GIVEN PROBLEM
In the data that follows, count each line holding the string "Write"; answer with the number only.

SUPPLIED RECORDS
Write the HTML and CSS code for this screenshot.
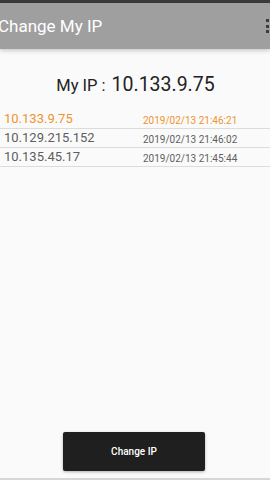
--
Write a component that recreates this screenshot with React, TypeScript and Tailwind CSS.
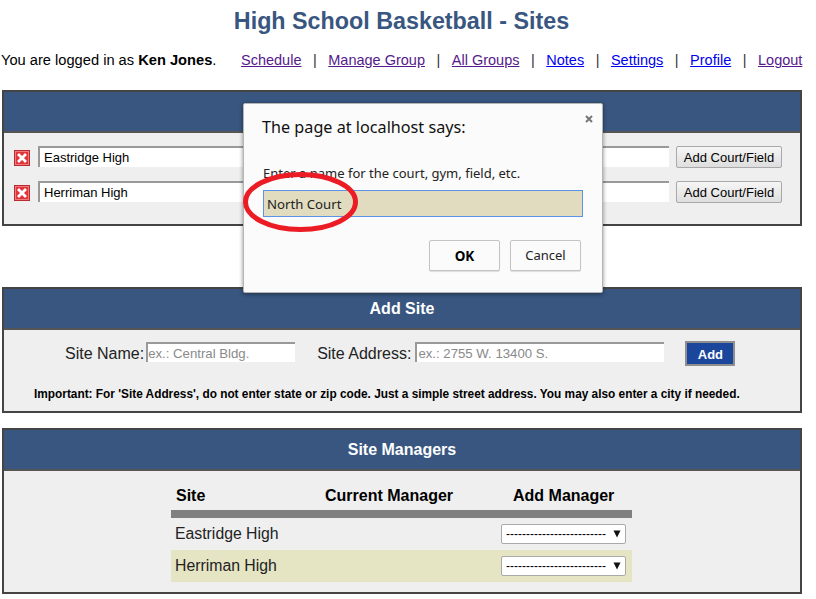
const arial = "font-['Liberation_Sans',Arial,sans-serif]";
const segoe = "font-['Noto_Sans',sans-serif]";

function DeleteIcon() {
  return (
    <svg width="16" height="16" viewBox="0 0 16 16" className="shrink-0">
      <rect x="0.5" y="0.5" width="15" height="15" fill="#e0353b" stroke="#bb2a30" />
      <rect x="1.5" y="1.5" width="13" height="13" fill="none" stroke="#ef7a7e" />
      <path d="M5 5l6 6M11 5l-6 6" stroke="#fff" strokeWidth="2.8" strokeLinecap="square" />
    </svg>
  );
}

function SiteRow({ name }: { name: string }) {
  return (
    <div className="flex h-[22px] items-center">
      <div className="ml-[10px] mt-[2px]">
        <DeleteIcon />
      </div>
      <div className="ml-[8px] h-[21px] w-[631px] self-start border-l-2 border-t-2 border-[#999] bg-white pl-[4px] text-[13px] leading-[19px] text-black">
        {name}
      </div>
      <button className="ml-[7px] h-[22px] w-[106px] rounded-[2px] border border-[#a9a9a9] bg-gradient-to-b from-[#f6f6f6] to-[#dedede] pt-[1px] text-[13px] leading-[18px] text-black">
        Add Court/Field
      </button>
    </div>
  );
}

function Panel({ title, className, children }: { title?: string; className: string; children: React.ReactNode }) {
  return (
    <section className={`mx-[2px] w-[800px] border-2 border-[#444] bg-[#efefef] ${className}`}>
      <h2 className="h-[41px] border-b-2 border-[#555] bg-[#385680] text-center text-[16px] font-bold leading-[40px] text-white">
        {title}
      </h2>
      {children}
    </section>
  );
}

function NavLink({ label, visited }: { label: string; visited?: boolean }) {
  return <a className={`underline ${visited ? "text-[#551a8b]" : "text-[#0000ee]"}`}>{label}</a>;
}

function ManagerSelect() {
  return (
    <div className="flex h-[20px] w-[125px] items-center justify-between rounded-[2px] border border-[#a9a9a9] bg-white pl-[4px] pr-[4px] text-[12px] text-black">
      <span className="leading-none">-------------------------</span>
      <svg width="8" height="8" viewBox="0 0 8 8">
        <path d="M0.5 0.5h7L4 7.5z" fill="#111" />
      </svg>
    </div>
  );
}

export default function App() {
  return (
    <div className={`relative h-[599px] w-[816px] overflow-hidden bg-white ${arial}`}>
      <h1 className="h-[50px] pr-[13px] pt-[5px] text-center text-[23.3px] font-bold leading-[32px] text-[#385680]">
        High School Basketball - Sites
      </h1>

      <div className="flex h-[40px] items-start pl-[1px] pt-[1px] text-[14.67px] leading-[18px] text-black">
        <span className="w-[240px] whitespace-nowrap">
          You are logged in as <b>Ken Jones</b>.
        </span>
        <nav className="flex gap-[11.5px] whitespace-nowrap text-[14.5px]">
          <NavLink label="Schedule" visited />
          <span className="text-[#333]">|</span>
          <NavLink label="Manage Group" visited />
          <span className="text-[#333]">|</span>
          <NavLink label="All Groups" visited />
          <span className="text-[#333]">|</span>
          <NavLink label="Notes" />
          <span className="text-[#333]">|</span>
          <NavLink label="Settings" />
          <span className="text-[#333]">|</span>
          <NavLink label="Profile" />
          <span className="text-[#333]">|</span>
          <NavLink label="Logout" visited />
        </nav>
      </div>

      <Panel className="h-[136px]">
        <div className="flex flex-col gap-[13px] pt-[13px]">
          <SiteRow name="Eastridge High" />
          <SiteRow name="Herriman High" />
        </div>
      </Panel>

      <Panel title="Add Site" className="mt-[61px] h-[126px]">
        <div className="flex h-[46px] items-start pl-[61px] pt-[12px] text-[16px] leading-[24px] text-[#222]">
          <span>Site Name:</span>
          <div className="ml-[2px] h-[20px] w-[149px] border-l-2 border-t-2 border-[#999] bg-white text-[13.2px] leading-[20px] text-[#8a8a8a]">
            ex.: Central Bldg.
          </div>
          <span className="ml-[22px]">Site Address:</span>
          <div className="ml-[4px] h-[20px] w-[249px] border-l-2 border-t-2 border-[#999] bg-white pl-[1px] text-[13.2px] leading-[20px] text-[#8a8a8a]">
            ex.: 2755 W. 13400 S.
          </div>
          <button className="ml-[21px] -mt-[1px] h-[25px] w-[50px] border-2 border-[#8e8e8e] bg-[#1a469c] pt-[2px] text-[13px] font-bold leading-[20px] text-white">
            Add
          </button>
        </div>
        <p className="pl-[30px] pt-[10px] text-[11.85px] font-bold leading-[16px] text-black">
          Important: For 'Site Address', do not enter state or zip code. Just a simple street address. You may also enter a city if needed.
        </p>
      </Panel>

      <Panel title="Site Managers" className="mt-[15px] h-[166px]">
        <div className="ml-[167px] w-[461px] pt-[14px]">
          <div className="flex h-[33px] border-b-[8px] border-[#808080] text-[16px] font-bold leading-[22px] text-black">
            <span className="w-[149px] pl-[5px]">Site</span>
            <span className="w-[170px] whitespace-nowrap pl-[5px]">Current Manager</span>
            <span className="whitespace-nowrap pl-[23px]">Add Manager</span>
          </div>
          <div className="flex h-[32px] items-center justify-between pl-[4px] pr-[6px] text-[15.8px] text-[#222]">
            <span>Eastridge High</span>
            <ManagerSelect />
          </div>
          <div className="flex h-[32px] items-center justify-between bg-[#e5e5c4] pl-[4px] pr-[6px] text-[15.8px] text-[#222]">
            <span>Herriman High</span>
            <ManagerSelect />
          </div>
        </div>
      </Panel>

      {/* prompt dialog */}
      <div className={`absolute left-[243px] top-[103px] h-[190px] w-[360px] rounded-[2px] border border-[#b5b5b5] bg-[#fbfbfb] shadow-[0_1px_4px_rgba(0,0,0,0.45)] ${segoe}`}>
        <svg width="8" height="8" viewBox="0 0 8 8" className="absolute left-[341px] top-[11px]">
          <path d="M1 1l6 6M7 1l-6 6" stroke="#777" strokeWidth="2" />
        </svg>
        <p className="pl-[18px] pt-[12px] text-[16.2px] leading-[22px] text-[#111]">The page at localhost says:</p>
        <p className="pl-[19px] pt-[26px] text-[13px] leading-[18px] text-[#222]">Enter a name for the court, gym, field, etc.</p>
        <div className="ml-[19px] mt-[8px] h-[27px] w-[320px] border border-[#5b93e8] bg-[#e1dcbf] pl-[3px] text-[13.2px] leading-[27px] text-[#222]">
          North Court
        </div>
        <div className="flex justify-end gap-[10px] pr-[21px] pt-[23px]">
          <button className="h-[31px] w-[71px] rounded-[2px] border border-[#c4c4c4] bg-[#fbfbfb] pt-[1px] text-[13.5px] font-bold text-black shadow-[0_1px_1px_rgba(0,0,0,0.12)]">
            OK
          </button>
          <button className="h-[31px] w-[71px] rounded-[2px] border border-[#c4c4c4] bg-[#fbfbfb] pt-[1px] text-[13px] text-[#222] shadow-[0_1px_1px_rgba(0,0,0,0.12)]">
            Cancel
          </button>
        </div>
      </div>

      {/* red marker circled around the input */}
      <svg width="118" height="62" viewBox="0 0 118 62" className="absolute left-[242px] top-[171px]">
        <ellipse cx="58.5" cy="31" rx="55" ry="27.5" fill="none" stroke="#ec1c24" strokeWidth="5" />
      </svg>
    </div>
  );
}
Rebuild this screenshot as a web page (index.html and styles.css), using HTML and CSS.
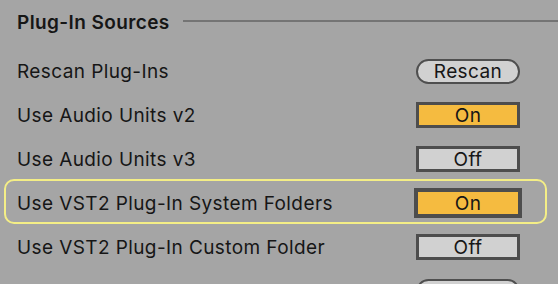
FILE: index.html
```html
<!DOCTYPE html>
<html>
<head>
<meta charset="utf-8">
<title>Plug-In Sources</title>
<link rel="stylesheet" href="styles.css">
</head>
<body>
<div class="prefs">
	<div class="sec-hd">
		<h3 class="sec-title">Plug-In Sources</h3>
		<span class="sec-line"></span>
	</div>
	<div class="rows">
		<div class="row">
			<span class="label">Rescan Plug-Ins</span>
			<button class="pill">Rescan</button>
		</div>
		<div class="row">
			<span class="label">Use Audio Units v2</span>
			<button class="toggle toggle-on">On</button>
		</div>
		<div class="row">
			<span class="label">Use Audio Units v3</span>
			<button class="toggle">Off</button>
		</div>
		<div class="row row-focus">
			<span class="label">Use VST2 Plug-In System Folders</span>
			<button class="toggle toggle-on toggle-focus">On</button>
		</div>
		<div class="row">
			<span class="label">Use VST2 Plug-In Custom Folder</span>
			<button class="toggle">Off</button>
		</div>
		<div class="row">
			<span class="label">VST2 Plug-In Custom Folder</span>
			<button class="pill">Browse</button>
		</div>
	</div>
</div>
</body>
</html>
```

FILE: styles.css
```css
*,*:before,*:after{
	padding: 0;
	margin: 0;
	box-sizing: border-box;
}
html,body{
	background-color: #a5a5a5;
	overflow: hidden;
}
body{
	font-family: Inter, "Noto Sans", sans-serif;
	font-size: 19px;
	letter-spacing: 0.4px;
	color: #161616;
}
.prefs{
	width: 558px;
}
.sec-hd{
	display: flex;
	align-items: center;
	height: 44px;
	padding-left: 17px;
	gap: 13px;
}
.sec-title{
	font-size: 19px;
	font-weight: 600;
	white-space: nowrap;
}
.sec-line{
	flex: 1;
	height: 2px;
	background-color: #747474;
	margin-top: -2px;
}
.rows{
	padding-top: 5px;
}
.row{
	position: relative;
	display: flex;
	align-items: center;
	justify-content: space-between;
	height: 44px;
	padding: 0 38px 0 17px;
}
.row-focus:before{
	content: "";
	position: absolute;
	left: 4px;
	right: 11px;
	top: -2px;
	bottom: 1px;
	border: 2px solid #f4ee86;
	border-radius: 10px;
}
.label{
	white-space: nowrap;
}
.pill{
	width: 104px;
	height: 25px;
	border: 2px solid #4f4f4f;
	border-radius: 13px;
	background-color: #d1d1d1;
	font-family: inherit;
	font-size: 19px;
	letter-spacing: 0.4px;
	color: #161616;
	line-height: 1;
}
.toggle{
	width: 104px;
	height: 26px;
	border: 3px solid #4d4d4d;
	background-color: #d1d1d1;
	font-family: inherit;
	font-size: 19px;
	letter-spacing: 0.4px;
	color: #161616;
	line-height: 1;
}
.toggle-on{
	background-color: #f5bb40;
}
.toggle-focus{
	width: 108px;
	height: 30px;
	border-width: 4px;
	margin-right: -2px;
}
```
---
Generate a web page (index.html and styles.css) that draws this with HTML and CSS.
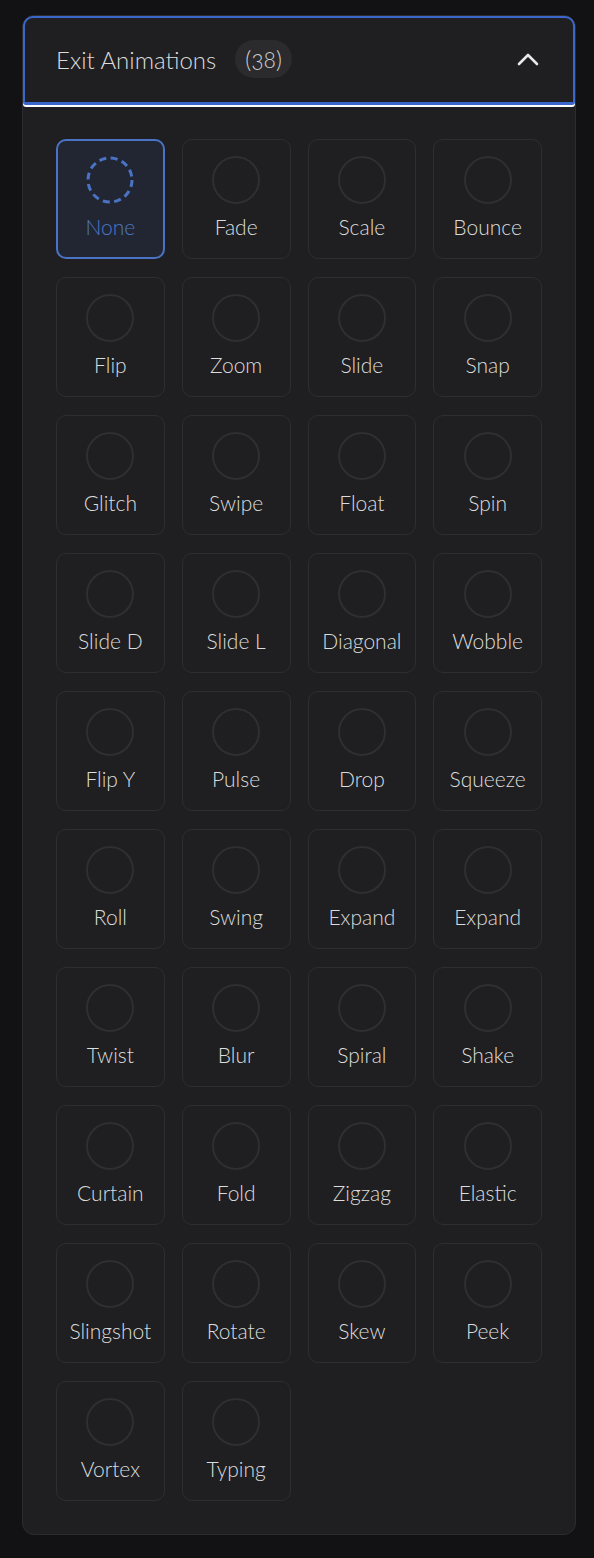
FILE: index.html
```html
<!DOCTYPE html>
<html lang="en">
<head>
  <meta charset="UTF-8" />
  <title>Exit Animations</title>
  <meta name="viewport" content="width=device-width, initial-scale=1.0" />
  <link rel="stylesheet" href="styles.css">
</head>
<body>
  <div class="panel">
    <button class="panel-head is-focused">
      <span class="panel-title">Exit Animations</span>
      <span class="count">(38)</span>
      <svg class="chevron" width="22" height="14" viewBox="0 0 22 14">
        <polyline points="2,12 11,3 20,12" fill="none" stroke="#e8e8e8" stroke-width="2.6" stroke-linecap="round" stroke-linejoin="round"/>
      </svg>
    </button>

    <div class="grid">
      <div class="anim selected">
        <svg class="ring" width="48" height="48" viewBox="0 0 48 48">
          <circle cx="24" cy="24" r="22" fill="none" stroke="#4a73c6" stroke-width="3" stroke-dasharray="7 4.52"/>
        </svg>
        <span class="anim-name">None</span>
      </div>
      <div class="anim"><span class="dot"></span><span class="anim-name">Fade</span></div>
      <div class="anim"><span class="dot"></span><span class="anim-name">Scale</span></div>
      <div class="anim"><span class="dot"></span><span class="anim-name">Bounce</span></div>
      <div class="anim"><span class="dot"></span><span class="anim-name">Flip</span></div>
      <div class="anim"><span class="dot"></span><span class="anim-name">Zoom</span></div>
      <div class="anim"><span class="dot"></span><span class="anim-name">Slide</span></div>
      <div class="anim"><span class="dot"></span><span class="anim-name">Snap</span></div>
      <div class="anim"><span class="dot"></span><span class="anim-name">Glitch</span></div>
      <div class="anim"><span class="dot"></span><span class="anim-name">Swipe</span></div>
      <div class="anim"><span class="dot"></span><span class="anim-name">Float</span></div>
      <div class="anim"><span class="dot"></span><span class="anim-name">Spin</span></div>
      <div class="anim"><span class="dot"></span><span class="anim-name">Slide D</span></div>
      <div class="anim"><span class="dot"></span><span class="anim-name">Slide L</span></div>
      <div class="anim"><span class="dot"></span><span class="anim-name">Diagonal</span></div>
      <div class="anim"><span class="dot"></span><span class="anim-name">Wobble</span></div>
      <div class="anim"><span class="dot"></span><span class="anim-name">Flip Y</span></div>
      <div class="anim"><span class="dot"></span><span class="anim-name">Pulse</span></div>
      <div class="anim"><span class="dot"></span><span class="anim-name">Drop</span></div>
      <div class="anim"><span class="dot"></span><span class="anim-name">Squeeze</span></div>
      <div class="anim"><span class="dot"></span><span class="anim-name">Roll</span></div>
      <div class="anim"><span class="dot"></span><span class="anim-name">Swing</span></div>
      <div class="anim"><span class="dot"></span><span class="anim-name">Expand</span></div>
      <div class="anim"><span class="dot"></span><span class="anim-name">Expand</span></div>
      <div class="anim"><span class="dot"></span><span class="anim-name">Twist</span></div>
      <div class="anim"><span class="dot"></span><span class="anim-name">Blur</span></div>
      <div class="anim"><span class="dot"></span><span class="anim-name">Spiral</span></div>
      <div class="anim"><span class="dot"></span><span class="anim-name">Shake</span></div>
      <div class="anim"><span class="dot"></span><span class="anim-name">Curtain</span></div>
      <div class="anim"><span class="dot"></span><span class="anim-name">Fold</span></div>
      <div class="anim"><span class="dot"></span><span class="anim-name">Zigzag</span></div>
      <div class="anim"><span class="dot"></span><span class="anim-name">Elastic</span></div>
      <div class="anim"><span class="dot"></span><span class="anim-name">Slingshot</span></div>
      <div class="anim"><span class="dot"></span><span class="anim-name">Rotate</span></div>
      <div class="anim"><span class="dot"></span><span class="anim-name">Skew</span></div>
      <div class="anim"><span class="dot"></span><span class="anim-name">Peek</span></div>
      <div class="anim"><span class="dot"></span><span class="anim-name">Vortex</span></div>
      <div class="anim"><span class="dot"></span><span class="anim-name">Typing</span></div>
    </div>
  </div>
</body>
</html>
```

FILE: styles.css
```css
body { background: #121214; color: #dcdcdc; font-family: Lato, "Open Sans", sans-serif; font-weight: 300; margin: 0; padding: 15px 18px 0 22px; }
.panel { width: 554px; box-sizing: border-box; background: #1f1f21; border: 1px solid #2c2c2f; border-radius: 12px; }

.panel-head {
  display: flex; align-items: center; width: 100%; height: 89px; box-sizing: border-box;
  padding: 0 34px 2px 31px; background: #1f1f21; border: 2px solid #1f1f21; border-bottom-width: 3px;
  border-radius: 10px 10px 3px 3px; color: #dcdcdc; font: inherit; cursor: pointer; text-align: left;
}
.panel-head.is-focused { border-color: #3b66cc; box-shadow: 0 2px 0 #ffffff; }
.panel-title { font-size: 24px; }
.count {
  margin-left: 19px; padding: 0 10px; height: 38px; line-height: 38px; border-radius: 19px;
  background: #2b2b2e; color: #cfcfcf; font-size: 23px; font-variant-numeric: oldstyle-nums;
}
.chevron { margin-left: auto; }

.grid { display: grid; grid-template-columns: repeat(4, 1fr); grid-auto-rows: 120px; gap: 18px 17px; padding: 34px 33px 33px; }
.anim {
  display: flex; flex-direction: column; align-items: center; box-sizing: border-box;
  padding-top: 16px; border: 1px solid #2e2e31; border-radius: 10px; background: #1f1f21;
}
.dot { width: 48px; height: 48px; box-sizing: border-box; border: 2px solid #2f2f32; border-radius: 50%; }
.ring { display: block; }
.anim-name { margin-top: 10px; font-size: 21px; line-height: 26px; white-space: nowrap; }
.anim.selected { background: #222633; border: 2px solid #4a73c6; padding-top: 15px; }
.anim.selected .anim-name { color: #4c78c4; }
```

PROBLEM SOLUTION
2